EXERCISE REQUIREMENTS => Copy all lines of the listing that include the string "full".

SOURCE DATA =>
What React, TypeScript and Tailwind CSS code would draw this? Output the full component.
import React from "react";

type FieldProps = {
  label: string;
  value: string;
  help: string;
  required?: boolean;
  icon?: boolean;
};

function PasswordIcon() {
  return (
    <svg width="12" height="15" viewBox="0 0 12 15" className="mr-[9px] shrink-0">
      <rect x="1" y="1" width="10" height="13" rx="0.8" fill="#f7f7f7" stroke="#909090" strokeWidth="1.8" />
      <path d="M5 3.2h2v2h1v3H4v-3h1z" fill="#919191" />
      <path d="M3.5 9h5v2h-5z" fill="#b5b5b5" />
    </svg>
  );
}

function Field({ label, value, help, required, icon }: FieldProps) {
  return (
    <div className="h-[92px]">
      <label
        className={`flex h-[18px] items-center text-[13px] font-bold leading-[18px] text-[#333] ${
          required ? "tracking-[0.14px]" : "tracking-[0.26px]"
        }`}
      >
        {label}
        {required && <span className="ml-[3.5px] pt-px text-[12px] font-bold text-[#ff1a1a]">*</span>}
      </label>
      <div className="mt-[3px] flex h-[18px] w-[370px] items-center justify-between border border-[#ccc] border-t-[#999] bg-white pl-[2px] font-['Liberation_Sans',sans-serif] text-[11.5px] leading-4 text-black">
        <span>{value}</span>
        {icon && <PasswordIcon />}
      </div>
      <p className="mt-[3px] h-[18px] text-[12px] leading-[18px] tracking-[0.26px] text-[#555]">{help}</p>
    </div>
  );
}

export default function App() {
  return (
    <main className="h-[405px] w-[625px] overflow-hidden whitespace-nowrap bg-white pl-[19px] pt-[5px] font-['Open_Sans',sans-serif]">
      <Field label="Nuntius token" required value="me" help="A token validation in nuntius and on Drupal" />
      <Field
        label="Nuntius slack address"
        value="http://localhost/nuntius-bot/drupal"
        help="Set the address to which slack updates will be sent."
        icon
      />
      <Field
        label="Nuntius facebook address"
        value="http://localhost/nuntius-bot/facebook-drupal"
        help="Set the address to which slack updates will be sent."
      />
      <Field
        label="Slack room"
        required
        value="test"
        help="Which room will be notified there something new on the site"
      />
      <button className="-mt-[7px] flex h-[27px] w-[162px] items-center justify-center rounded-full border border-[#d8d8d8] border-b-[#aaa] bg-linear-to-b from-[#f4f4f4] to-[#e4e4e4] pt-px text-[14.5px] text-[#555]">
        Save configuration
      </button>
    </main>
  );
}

RESULT OF THE EXERCISE =>
What React, TypeScript and Tailwind CSS code would draw this? Output the full component.
      <button className="-mt-[7px] flex h-[27px] w-[162px] items-center justify-center rounded-full border border-[#d8d8d8] border-b-[#aaa] bg-linear-to-b from-[#f4f4f4] to-[#e4e4e4] pt-px text-[14.5px] text-[#555]">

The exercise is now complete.